O sistema eleitoral que utilizamos para a escolha dos nossos deputados (e vereadores) não é facilmente compreensível para os eleitores ou sequer para os próprios parlamentares. Em linguagem técnica, trata-se de um sistema de representação proporcional com listas abertas. Esse sistema existe para representar partidos, e não indivíduos.

Em tese, cada partido elegerá uma bancada diretamente proporcional à votação total recebida pela sigla. Uma legenda que tenha recebido 10% dos votos elegerá cerca de 10% dos deputados, e assim por diante. Se um partido ganhou o direito de eleger cinco deputados, serão empossados os cinco candidatos mais bem votados da sigla.  

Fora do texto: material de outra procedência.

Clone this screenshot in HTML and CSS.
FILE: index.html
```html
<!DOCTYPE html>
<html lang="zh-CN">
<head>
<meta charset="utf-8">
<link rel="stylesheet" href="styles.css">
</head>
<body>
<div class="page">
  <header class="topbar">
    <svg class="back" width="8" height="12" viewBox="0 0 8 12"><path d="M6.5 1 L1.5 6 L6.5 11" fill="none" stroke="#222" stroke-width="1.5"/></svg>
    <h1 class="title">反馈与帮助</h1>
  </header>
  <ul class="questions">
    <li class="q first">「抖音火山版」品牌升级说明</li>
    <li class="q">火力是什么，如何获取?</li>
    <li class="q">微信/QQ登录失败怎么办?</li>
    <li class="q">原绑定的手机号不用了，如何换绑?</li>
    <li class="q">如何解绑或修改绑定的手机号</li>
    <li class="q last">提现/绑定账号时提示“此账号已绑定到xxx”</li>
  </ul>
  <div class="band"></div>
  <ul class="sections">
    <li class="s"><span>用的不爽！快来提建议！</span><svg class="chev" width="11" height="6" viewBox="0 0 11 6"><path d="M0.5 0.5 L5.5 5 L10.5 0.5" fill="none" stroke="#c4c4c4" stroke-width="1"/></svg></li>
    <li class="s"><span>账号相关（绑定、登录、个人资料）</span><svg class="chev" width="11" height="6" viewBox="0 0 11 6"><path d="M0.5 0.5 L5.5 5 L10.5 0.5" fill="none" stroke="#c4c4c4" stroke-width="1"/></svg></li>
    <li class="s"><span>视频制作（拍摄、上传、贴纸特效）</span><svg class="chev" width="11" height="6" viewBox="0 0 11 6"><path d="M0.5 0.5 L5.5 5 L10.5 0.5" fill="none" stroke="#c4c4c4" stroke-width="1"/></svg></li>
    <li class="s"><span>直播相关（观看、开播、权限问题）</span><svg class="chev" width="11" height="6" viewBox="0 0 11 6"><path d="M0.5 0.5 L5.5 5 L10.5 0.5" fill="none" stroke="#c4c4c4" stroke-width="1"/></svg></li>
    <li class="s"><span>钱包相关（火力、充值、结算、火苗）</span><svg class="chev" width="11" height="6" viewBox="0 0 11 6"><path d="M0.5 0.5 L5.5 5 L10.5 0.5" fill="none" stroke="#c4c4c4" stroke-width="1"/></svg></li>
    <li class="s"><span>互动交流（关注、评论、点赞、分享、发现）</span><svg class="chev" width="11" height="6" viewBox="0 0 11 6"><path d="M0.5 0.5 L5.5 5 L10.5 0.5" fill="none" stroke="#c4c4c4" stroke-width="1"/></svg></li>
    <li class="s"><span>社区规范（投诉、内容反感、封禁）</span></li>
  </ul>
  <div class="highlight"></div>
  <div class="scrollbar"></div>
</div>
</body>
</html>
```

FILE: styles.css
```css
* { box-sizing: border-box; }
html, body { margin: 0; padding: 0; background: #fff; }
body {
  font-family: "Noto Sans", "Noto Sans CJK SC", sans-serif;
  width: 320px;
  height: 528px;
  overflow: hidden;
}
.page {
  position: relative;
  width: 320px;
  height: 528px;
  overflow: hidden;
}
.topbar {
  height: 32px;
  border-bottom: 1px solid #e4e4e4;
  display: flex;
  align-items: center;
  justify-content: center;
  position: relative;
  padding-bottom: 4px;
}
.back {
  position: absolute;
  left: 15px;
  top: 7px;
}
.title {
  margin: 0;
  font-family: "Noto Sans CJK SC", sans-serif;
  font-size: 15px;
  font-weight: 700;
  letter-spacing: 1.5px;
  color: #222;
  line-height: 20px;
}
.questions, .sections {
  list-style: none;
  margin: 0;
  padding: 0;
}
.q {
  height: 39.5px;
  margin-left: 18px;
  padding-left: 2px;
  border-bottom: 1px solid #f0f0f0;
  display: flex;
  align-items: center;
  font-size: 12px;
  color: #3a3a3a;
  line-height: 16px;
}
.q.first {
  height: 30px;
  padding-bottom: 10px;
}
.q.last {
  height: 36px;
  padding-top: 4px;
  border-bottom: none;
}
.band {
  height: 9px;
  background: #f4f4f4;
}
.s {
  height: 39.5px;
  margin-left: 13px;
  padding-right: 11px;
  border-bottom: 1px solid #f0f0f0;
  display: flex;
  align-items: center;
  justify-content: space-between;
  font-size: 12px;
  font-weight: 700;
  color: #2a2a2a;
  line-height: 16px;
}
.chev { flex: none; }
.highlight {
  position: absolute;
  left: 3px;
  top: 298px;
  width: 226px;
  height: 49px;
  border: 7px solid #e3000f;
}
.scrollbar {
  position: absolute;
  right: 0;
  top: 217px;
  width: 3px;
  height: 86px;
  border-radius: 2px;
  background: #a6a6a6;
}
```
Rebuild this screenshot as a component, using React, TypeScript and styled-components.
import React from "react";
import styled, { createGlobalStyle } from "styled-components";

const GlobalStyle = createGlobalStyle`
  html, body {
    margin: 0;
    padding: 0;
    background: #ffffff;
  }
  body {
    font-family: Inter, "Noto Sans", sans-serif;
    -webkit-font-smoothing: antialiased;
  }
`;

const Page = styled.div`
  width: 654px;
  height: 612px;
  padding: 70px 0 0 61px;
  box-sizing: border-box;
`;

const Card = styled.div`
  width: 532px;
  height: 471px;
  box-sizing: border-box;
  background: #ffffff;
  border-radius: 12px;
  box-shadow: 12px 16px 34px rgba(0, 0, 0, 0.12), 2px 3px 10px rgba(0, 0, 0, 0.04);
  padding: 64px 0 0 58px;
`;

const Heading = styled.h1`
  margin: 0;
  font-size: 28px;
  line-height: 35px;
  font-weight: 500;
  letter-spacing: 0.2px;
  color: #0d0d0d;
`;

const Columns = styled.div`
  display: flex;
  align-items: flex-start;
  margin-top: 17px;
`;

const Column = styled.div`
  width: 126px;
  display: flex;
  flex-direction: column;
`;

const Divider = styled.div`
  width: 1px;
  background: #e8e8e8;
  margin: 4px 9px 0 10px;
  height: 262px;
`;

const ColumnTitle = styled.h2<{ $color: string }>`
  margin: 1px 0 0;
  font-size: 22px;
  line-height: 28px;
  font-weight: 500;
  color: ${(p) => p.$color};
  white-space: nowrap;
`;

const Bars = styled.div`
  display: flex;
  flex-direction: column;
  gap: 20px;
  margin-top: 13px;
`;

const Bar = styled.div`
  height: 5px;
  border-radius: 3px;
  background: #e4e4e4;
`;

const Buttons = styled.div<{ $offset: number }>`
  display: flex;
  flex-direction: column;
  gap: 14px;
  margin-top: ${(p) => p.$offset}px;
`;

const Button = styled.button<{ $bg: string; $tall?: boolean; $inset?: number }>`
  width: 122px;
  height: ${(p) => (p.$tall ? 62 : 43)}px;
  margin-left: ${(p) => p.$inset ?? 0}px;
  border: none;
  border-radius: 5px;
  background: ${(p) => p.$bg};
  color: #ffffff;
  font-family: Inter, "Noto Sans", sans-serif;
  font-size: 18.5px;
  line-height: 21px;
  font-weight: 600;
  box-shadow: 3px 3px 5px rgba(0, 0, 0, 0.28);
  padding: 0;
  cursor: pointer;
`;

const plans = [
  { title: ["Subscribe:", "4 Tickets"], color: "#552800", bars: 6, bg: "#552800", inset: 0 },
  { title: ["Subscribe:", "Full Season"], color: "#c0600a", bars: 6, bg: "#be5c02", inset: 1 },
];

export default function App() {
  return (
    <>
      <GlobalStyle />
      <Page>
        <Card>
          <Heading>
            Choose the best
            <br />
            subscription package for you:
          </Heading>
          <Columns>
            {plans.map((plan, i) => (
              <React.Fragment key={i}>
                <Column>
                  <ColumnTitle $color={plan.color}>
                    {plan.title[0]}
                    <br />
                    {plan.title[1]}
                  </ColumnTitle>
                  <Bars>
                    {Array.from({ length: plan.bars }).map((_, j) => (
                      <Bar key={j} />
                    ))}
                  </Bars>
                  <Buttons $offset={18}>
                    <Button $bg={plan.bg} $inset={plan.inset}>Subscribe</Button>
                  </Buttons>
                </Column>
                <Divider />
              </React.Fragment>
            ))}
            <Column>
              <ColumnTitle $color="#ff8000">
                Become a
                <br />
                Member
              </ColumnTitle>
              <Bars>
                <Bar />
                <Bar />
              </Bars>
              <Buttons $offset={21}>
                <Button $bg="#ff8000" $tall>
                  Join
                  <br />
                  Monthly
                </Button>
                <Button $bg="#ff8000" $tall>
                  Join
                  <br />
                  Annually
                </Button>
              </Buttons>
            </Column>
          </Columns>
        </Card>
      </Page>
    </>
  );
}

O instrumento matemático utilizado para determinar o número de deputados eleitos por cada partido é conhecido como “quociente eleitoral”. Esse número representa a cota mínima de votos necessária para se eleger um parlamentar. Num estado hipotético com 15 deputados (A) e com 1,5 milhão de votos válidos (B), o quociente eleitoral será de 100 mil votos (B dividido por A).

Assim, um partido que, por exemplo, tenha alcançado 500 mil votos nessa eleição imaginária terá atingido cinco vezes o quociente eleitoral. Portanto, essa sigla elegerá cinco candidatos. Os eleitos serão os cinco que tiverem obtido as melhores votações individuais.

O “quociente eleitoral” virou o vilão da vez. Ninguém parece entender para o que ele serve. Os adeptos mais ardorosos da reforma política atribuem ao quociente eleitoral a responsabilidade por todas as imperfeições do nosso sistema representativo.

Mas o quociente eleitoral é justamente o mecanismo que possibilita a conversão dos votos dos eleitores em cadeiras legislativas. É ele que assegura, na prática, que essa conversão seja feita de modo proporcional – como manda, aliás, o nosso texto constitucional.

Com um pouco de atenção, podemos facilmente perceber que o quociente eleitoral num sistema de representação proporcional é o equivalente funcional do “distrito” num sistema de representação majoritária. Ambos cumprem exatamente o mesmo papel. O distrito é uma circunscrição geograficamente definida antes das eleições. O quociente é uma espécie de distrito informal que resulta da apuração de votos espalhados por todo o estado.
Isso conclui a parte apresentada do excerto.